How does Notre Dame fit into this picture? It's a marriage of necessity between the Fighting Irish and the two leagues. The automatic invitation to a New Year's Day game gives Notre Dame a security blanket in case of a down season. With its NBC contract and national following, the Irish will help the Big East and ACC sell the package.
"Our motivation isn't to lock up a significant event even if we have a so-so year," Rosenthal said yesterday from South Bend. "Obviously we've had 7-4 seasons and still received invitation to major bowl games. I've had people say: 'You're crazy [to consider this]. If you stay on the outside, you'll have the pick of the litter.' "
Rosenthal said that the motivation for Notre Dame is to ensure it will play the highest-ranked team possible. And from his vantage point in Orlando, Rohe said: "It's going to drastically change the whole package. It would virtually assure a national championship game every year."
But will it happen? The parties said that when they left the meeting last week, they promised to talk again next month. A lot will depend on what Notre Dame decides to do, and at this point, Rosenthal said he isn't sure.
"If we said no, it would not enhance the probability of this succeeding," he said.
A look at the Big East-ACC-Notre Dame proposal for major New Year's bowls
Orange Bowl: Big Eight Conference champion plays host to an independent or at-large team from another league.
Cotton Bowl: Southwest Conference champion plays host to an independent or at-large team from another league.

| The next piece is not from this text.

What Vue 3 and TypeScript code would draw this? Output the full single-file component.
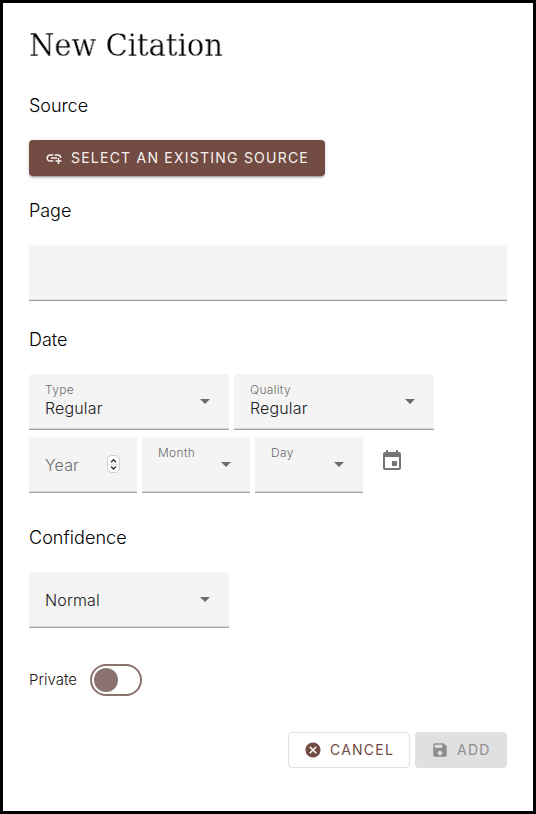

Sugar Bowl: Southeastern Conference champion plays host to an independent or at-large team from another league.
Rose Bowl: Pacific 10 champion vs. Big Ten champion.
The Orange, Cotton and Sugar Bowl teams from the Big Eight, SWC and SEC would be seeded 1-2-3 in order of national ranking. The Big East and Atlantic Coast Conference and Notre Dame would be seeded similarly. The highest-ranked team from the Big Eight, SWC and SEC would play host to the highest-ranked team from the Big East, ACC and Notre Dame; the second-highest teams would play each other, as would the third teams.
The Rose Bowl would remain the same.